- _Exercise task_
Restate the material word for word and leave out anything that is a picture.

•••••

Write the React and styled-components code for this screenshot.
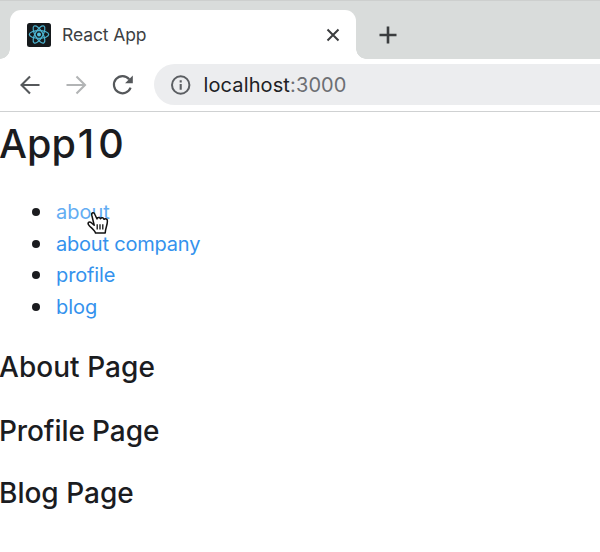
import React from "react";
import styled, { createGlobalStyle } from "styled-components";

const GlobalStyle = createGlobalStyle`
  * { box-sizing: border-box; }
  body { margin: 0; background: #fff; overflow: hidden; font-family: Inter, "Liberation Sans", sans-serif; color: #1b1c1f; }
  svg { display: block; flex: none; }
`;

const Window = styled.div`
  width: 600px;
  height: 552px;
  overflow: hidden;
  background: #fff;
`;

const TabStrip = styled.div`
  display: flex;
  align-items: flex-end;
  height: 59px;
  background: #d9dcdb;
  border-top: 1px solid #cdcfce;
`;

const StripEdge = styled.div`
  width: 10px;
  height: 49px;
  background: radial-gradient(circle 10px at 0 0, transparent 9.5px, #fff 10px) 0 100% / 10px 10px no-repeat;
`;

const StripEdgeRight = styled(StripEdge)`
  background: radial-gradient(circle 10px at 100% 0, transparent 9.5px, #fff 10px) 0 100% / 10px 10px no-repeat;
`;

const Tab = styled.div`
  display: flex;
  align-items: center;
  width: 346px;
  height: 49px;
  padding: 0 16px 0 17px;
  border-radius: 11px 11px 0 0;
  background: #fff;
`;

const TabTitle = styled.span`
  flex: 1;
  margin-left: 11px;
  font-size: 17.5px;
  line-height: 24px;
  letter-spacing: ${(p) => p.$tracking};
  color: #3c3f43;
`;

const NewTab = styled.div`
  display: flex;
  align-items: center;
  height: 49px;
  margin-left: 13px;
`;

const Toolbar = styled.div`
  display: flex;
  align-items: center;
  height: 53px;
  padding: 0 0 1px 18px;
  border-bottom: 1px solid #cfd1d2;
`;

const NavButtons = styled.div`
  display: flex;
  gap: 22px;
  width: 136px;
`;

const AddressBar = styled.div`
  display: flex;
  align-items: center;
  flex: 1;
  height: 41px;
  padding-left: 16px;
  border-radius: 21px 0 0 21px;
  background: #ecedef;
`;

const Url = styled.span`
  margin-left: 11.5px;
  font-size: 20px;
  line-height: 28px;
  letter-spacing: ${(p) => p.$tracking};
  color: #202124;
`;

const Port = styled.span`
  color: #6c6f73;
`;

const Title = styled.h1`
  margin: 8px 0 0;
  font-size: 39.5px;
  font-weight: 500;
  line-height: 48px;
  text-indent: -1px;
`;

const Digits = styled.span`
  margin-left: 2px;
  letter-spacing: 4px;
`;

const Links = styled.ul`
  margin: 28px 0 0;
  padding: 0 0 0 32px;
  list-style: none;
`;

const LinkItem = styled.li`
  display: flex;
  align-items: center;
  height: 31.7px;
  &::before {
    content: "";
    width: 8px;
    height: 8px;
    margin-right: 16px;
    border-radius: 50%;
    background: #1b1c1f;
  }
`;

const PageLink = styled.a`
  position: relative;
  font-size: 20px;
  line-height: 30px;
  letter-spacing: ${(p) => p.$tracking};
  color: ${(p) => (p.$hovered ? "#63adf3" : "#3492ed")};
`;

const Pointer = styled.svg`
  position: absolute;
  left: 28.5px;
  top: 12px;
  overflow: visible;
`;

const Sections = styled.div`
  display: grid;
  grid-template-rows: 64px 62px 62px;
  margin-top: 26.2px;
`;

const SectionTitle = styled.h2`
  margin: 0;
  font-size: 28px;
  font-weight: 500;
  line-height: 36px;
  text-indent: -1px;
  letter-spacing: ${(p) => p.$tracking};
  white-space: nowrap;
`;

const ReactLogo = () => (
  <svg width="24" height="24" viewBox="0 0 24 24">
    <rect width="24" height="24" rx="2.5" fill="#15191c" />
    <g fill="none" stroke="#4db5d2" strokeWidth="1.2">
      <ellipse cx="12" cy="11.5" rx="9.7" ry="3.8" />
      <ellipse cx="12" cy="11.5" rx="9.7" ry="3.8" transform="rotate(60 12 11.5)" />
      <ellipse cx="12" cy="11.5" rx="9.7" ry="3.8" transform="rotate(120 12 11.5)" />
    </g>
    <circle cx="12" cy="11.5" r="2" fill="#55c4e2" />
  </svg>
);

const Arrow = ({ color, forward }) => (
  <svg width="24" height="24" viewBox="0 0 24 24" fill="none" stroke={color} strokeWidth="2.1">
    <path d={forward ? "M2.5 12H20.5M12.5 3.5L21 12L12.5 20.5" : "M21.5 12H4M12 3.5L3.5 12L12 20.5"} />
  </svg>
);

const Reload = () => (
  <svg width="24" height="24" viewBox="0 0 24 24">
    <path d="M19.2 6.2A8.6 8.6 0 1 0 20.6 14.7" fill="none" stroke="#55585b" strokeWidth="2.2" />
    <path d="M22.8 2.5V10.2H15.1Z" fill="#55585b" />
  </svg>
);

const Info = () => (
  <svg width="22" height="22" viewBox="0 0 22 22">
    <circle cx="10.7" cy="11" r="8.7" fill="none" stroke="#5b5e62" strokeWidth="2" />
    <path d="M10.7 10.1V15.8M10.7 6.3V8.4" stroke="#5b5e62" strokeWidth="2.1" />
  </svg>
);

const Hand = () => (
  <Pointer width="26" height="28" viewBox="0 0 26 28">
    <path
      d="M9.2 16.2L6.8 6.2C6.2 3.3 9 2.9 9.8 5.2L12 10C12.3 7.9 14.8 7.9 15.5 9.7C16.5 8 18.6 8.5 19 10.3C20.5 9.1 22.5 10 22.4 12C22.4 16.5 20.6 18.2 20.2 24H10.5C10 21.5 7 19.5 4.3 16.7C1.8 14.2 3.8 11.8 6.3 13.7Z"
      fill="#fff"
      stroke="#111"
      strokeWidth="1.5"
      strokeLinejoin="round"
    />
    <path d="M12.2 15.2V20.5M15 15.2V20.5M17.8 15.2V20.5" stroke="#111" strokeWidth="1.3" />
  </Pointer>
);

const links = [
  { label: "about", tracking: "0px", hovered: true },
  { label: "about company", tracking: "-0.2px" },
  { label: "profile", tracking: "-0.12px" },
  { label: "blog", tracking: "0px" },
];

const sections = [
  { label: "About Page", tracking: "0.05px" },
  { label: "Profile Page", tracking: "-0.1px" },
  { label: "Blog Page", tracking: "0px" },
];

export default function App() {
  return (
    <Window>
      <GlobalStyle />
      <TabStrip>
        <StripEdge />
        <Tab>
          <ReactLogo />
          <TabTitle $tracking="-0.1px">React App</TabTitle>
          <svg width="14" height="14" viewBox="0 0 14 14" stroke="#3b3d3f" strokeWidth="2">
            <path d="M1.5 1.5L12.5 12.5M12.5 1.5L1.5 12.5" />
          </svg>
        </Tab>
        <StripEdgeRight />
        <NewTab>
          <svg width="18" height="18" viewBox="0 0 18 18" stroke="#3b3d3f" strokeWidth="2.6">
            <path d="M9 0.5V17.5M0.5 9H17.5" />
          </svg>
        </NewTab>
      </TabStrip>
      <Toolbar>
        <NavButtons>
          <Arrow color="#55585b" />
          <Arrow color="#b2b4b5" forward />
          <Reload />
        </NavButtons>
        <AddressBar>
          <Info />
          <Url $tracking="0.12px">localhost<Port>:3000</Port></Url>
        </AddressBar>
      </Toolbar>
      <Title>App<Digits>10</Digits></Title>
      <Links>
        {links.map(({ label, tracking, hovered }) => (
          <LinkItem key={label}>
            <PageLink $tracking={tracking} $hovered={hovered}>
              {label}
              {hovered && <Hand />}
            </PageLink>
          </LinkItem>
        ))}
      </Links>
      <Sections>
        {sections.map(({ label, tracking }) => (
          <SectionTitle key={label} $tracking={tracking}>{label}</SectionTitle>
        ))}
      </Sections>
    </Window>
  );
}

•••••

- _The result_
Write the React and styled-components code for this screenshot.
import React from "react";
import styled, { createGlobalStyle } from "styled-components";

const GlobalStyle = createGlobalStyle`
  * { box-sizing: border-box; }
  body { margin: 0; background: #fff; overflow: hidden; font-family: Inter, "Liberation Sans", sans-serif; color: #1b1c1f; }
  svg { display: block; flex: none; }
`;

const Window = styled.div`
  width: 600px;
  height: 552px;
  overflow: hidden;
  background: #fff;
`;

const TabStrip = styled.div`
  display: flex;
  align-items: flex-end;
  height: 59px;
  background: #d9dcdb;
  border-top: 1px solid #cdcfce;
`;

const StripEdge = styled.div`
  width: 10px;
  height: 49px;
  background: radial-gradient(circle 10px at 0 0, transparent 9.5px, #fff 10px) 0 100% / 10px 10px no-repeat;
`;

const StripEdgeRight = styled(StripEdge)`
  background: radial-gradient(circle 10px at 100% 0, transparent 9.5px, #fff 10px) 0 100% / 10px 10px no-repeat;
`;

const Tab = styled.div`
  display: flex;
  align-items: center;
  width: 346px;
  height: 49px;
  padding: 0 16px 0 17px;
  border-radius: 11px 11px 0 0;
  background: #fff;
`;

const TabTitle = styled.span`
  flex: 1;
  margin-left: 11px;
  font-size: 17.5px;
  line-height: 24px;
  letter-spacing: ${(p) => p.$tracking};
  color: #3c3f43;
`;

const NewTab = styled.div`
  display: flex;
  align-items: center;
  height: 49px;
  margin-left: 13px;
`;

const Toolbar = styled.div`
  display: flex;
  align-items: center;
  height: 53px;
  padding: 0 0 1px 18px;
  border-bottom: 1px solid #cfd1d2;
`;

const NavButtons = styled.div`
  display: flex;
  gap: 22px;
  width: 136px;
`;

const AddressBar = styled.div`
  display: flex;
  align-items: center;
  flex: 1;
  height: 41px;
  padding-left: 16px;
  border-radius: 21px 0 0 21px;
  background: #ecedef;
`;

const Url = styled.span`
  margin-left: 11.5px;
  font-size: 20px;
  line-height: 28px;
  letter-spacing: ${(p) => p.$tracking};
  color: #202124;
`;

const Port = styled.span`
  color: #6c6f73;
`;

const Title = styled.h1`
  margin: 8px 0 0;
  font-size: 39.5px;
  font-weight: 500;
  line-height: 48px;
  text-indent: -1px;
`;

const Digits = styled.span`
  margin-left: 2px;
  letter-spacing: 4px;
`;

const Links = styled.ul`
  margin: 28px 0 0;
  padding: 0 0 0 32px;
  list-style: none;
`;

const LinkItem = styled.li`
  display: flex;
  align-items: center;
  height: 31.7px;
  &::before {
    content: "";
    width: 8px;
    height: 8px;
    margin-right: 16px;
    border-radius: 50%;
    background: #1b1c1f;
  }
`;

const PageLink = styled.a`
  position: relative;
  font-size: 20px;
  line-height: 30px;
  letter-spacing: ${(p) => p.$tracking};
  color: ${(p) => (p.$hovered ? "#63adf3" : "#3492ed")};
`;

const Pointer = styled.svg`
  position: absolute;
  left: 28.5px;
  top: 12px;
  overflow: visible;
`;

const Sections = styled.div`
  display: grid;
  grid-template-rows: 64px 62px 62px;
  margin-top: 26.2px;
`;

const SectionTitle = styled.h2`
  margin: 0;
  font-size: 28px;
  font-weight: 500;
  line-height: 36px;
  text-indent: -1px;
  letter-spacing: ${(p) => p.$tracking};
  white-space: nowrap;
`;

const ReactLogo = () => (
  <svg width="24" height="24" viewBox="0 0 24 24">
    <rect width="24" height="24" rx="2.5" fill="#15191c" />
    <g fill="none" stroke="#4db5d2" strokeWidth="1.2">
      <ellipse cx="12" cy="11.5" rx="9.7" ry="3.8" />
      <ellipse cx="12" cy="11.5" rx="9.7" ry="3.8" transform="rotate(60 12 11.5)" />
      <ellipse cx="12" cy="11.5" rx="9.7" ry="3.8" transform="rotate(120 12 11.5)" />
    </g>
    <circle cx="12" cy="11.5" r="2" fill="#55c4e2" />
  </svg>
);

const Arrow = ({ color, forward }) => (
  <svg width="24" height="24" viewBox="0 0 24 24" fill="none" stroke={color} strokeWidth="2.1">
    <path d={forward ? "M2.5 12H20.5M12.5 3.5L21 12L12.5 20.5" : "M21.5 12H4M12 3.5L3.5 12L12 20.5"} />
  </svg>
);

const Reload = () => (
  <svg width="24" height="24" viewBox="0 0 24 24">
    <path d="M19.2 6.2A8.6 8.6 0 1 0 20.6 14.7" fill="none" stroke="#55585b" strokeWidth="2.2" />
    <path d="M22.8 2.5V10.2H15.1Z" fill="#55585b" />
  </svg>
);

const Info = () => (
  <svg width="22" height="22" viewBox="0 0 22 22">
    <circle cx="10.7" cy="11" r="8.7" fill="none" stroke="#5b5e62" strokeWidth="2" />
    <path d="M10.7 10.1V15.8M10.7 6.3V8.4" stroke="#5b5e62" strokeWidth="2.1" />
  </svg>
);

const Hand = () => (
  <Pointer width="26" height="28" viewBox="0 0 26 28">
    <path
      d="M9.2 16.2L6.8 6.2C6.2 3.3 9 2.9 9.8 5.2L12 10C12.3 7.9 14.8 7.9 15.5 9.7C16.5 8 18.6 8.5 19 10.3C20.5 9.1 22.5 10 22.4 12C22.4 16.5 20.6 18.2 20.2 24H10.5C10 21.5 7 19.5 4.3 16.7C1.8 14.2 3.8 11.8 6.3 13.7Z"
      fill="#fff"
      stroke="#111"
      strokeWidth="1.5"
      strokeLinejoin="round"
    />
    <path d="M12.2 15.2V20.5M15 15.2V20.5M17.8 15.2V20.5" stroke="#111" strokeWidth="1.3" />
  </Pointer>
);

const links = [
  { label: "about", tracking: "0px", hovered: true },
  { label: "about company", tracking: "-0.2px" },
  { label: "profile", tracking: "-0.12px" },
  { label: "blog", tracking: "0px" },
];

const sections = [
  { label: "About Page", tracking: "0.05px" },
  { label: "Profile Page", tracking: "-0.1px" },
  { label: "Blog Page", tracking: "0px" },
];

export default function App() {
  return (
    <Window>
      <GlobalStyle />
      <TabStrip>
        <StripEdge />
        <Tab>
          <ReactLogo />
          <TabTitle $tracking="-0.1px">React App</TabTitle>
          <svg width="14" height="14" viewBox="0 0 14 14" stroke="#3b3d3f" strokeWidth="2">
            <path d="M1.5 1.5L12.5 12.5M12.5 1.5L1.5 12.5" />
          </svg>
        </Tab>
        <StripEdgeRight />
        <NewTab>
          <svg width="18" height="18" viewBox="0 0 18 18" stroke="#3b3d3f" strokeWidth="2.6">
            <path d="M9 0.5V17.5M0.5 9H17.5" />
          </svg>
        </NewTab>
      </TabStrip>
      <Toolbar>
        <NavButtons>
          <Arrow color="#55585b" />
          <Arrow color="#b2b4b5" forward />
          <Reload />
        </NavButtons>
        <AddressBar>
          <Info />
          <Url $tracking="0.12px">localhost<Port>:3000</Port></Url>
        </AddressBar>
      </Toolbar>
      <Title>App<Digits>10</Digits></Title>
      <Links>
        {links.map(({ label, tracking, hovered }) => (
          <LinkItem key={label}>
            <PageLink $tracking={tracking} $hovered={hovered}>
              {label}
              {hovered && <Hand />}
            </PageLink>
          </LinkItem>
        ))}
      </Links>
      <Sections>
        {sections.map(({ label, tracking }) => (
          <SectionTitle key={label} $tracking={tracking}>{label}</SectionTitle>
        ))}
      </Sections>
    </Window>
  );
}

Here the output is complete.